Sim, já passavam das 5h de domingo, sentia-me um zumbi e a massa
continuava a transitar para lá e para cá pelas ruas do centro. Manos,
minas, bibas, bobos, bêbados, pretos, brancos, mulatos, morenos,
orientais, perifas, playboys, polícia, nóias. A paisagem humana e
desumana de São Paulo desfilando na avenida.
Não é sempre que se pode ter uma experiência como essa, de ficar cara a
cara com a cidade e caminhar de madrugada por aquela região, degradada,
mas também pulsante, com suas referências históricas, seus belos marcos
arquitetônicos e sua fascinante bizarrice.

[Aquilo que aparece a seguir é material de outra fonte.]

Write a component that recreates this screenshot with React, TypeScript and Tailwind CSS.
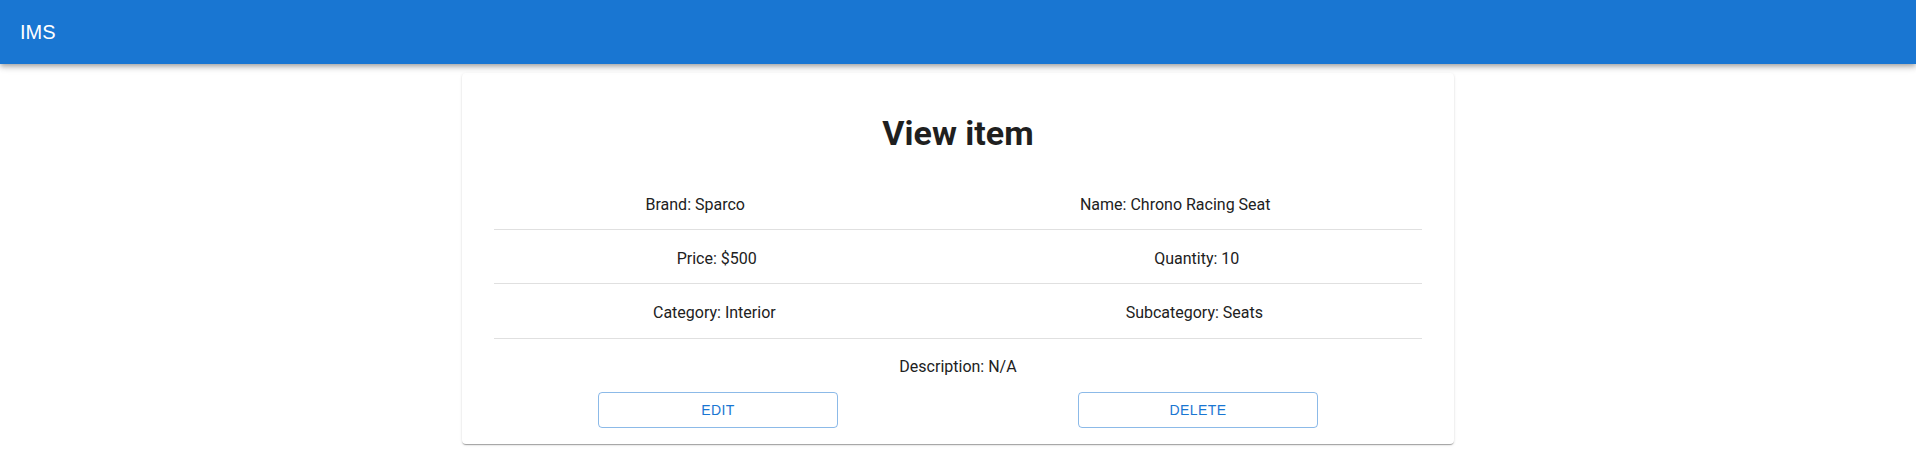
import React from 'react';

const rows: [string, string][] = [
  ['Brand: Sparco', 'Name: Chrono Racing Seat'],
  ['Price: $500', 'Quantity: 10'],
  ['Category: Interior', 'Subcategory: Seats'],
];

const ItemButton: React.FC<{ label: string }> = ({ label }) => (
  <button className="w-[240px] h-9 rounded border border-[#1976d2]/50 text-[#1976d2] text-sm uppercase tracking-[0.4px] font-['Liberation_Sans',Arial,sans-serif]">
    {label}
  </button>
);

export default function App() {
  return (
    <div className="min-h-screen bg-white font-['Roboto',sans-serif] text-[#212121]">
      <header className="relative z-10 h-16 flex items-center px-5 bg-[#1976d2] text-white shadow-[0px_2px_4px_-1px_rgba(0,0,0,0.2),0px_4px_5px_0px_rgba(0,0,0,0.14),0px_1px_10px_0px_rgba(0,0,0,0.12)]">
        <h6 className="text-xl leading-8 font-['Liberation_Sans',Arial,sans-serif]">IMS</h6>
      </header>

      <main className="pt-[9px] pb-4">
        <div className="w-[992px] mx-auto bg-white rounded px-4 pt-[39px] pb-4 shadow-[0px_2px_1px_-1px_rgba(0,0,0,0.2),0px_1px_1px_0px_rgba(0,0,0,0.14),0px_1px_3px_0px_rgba(0,0,0,0.12)]">
          <h1 className="text-center text-[34px] leading-[42px] font-bold text-[#1f1f1f]">View item</h1>

          <ul className="mt-[22px]">
            {rows.map(([left, right]) => (
              <li key={left}>
                <div className="flex pt-[16.6px] pb-[12.6px]">
                  <span className="flex-auto text-center text-base leading-6">{left}</span>
                  <span className="flex-auto text-center text-base leading-6">{right}</span>
                </div>
                <hr className="mx-4 border-0 border-t border-[#e0e0e0]" />
              </li>
            ))}
          </ul>

          <p className="mt-4 text-center text-base leading-6">Description: N/A</p>

          <div className="mt-[13px] flex justify-around">
            <ItemButton label="Edit" />
            <ItemButton label="Delete" />
          </div>
        </div>
      </main>
    </div>
  );
}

A Luz, a Pinacoteca, a Júlio
Prestes, os edifícios modernistas, os cortiços... São Paulo, comoção de
muitas vidas.
Mas ninguém em sã consciência imaginaria que um acontecimento desse tipo
fosse transcorrer sem tensão e conflitos. Se um show está marcado para
começar às 6h, o que esperar na plateia? Pessoas que foram dormir cedo
para acordar atleticamente às 5h e chegar tinindo à Júlio Prestes? Ou
gente que desde cedo já estava pilhada para virar a noite e se entregar à
balada?
Eram ainda 14h quando fui à Sé de metrô para ver, na Caixa Cultural, a
exposição do poeta multimídia Walter Silveira. E já havia àquela hora
(quatro antes do início da programação de shows) um grupo de rapazes e
moças tirando fotos no trem com uma garrafa de vodka vagabunda pela
metade e canecas nas mãos.
O fato é que a Virada, ao menos implicitamente, é um um convite oficial a
um porre coletivo, como o Carnaval. É aquele fim de semana em que a
farra preside a vida. E pelas ruas rola de tudo, do pior álcool à pior
droga -o crack, que continua a ser consumido por hordas assustadoras de
dependentes, apesar das operações que prometiam "acabar com a
cracolândia". "Dependente também é gente", dizia, a propósito, uma
pichação que vi num muro.
É verdade que a maioria está ali para se divertir, mas nessas condições,
excessos e casos de violência tornam-se inevitáveis. A presença do
policiamento, embora ostensiva aqui e ali, parece insuficiente. E não
seria num evento como a Virada que a rotina de roubos e mortes da cidade
magicamente se interromperia.
Não é demais lembrar que no primeiro trimestre do ano os homicídios no
centro da cidade passaram de 14 para 25 casos, em comparação com 2012. E
nesses 90 dias, apenas nos distritos da Sé e de Santa Ifigênia, foram
registrados mais de 1.600 roubos.
O saldo de crimes do evento, portanto, não surpreende. É uma pena,
porque muita gente vai pensar três vezes se vale a pena arriscar na
próxima. Talvez seja o caso de rediscutir o formato, os horários e a
atuação da polícia na Virada, mas bom mesmo seria viver numa cidade e
num país menos propensos à violência.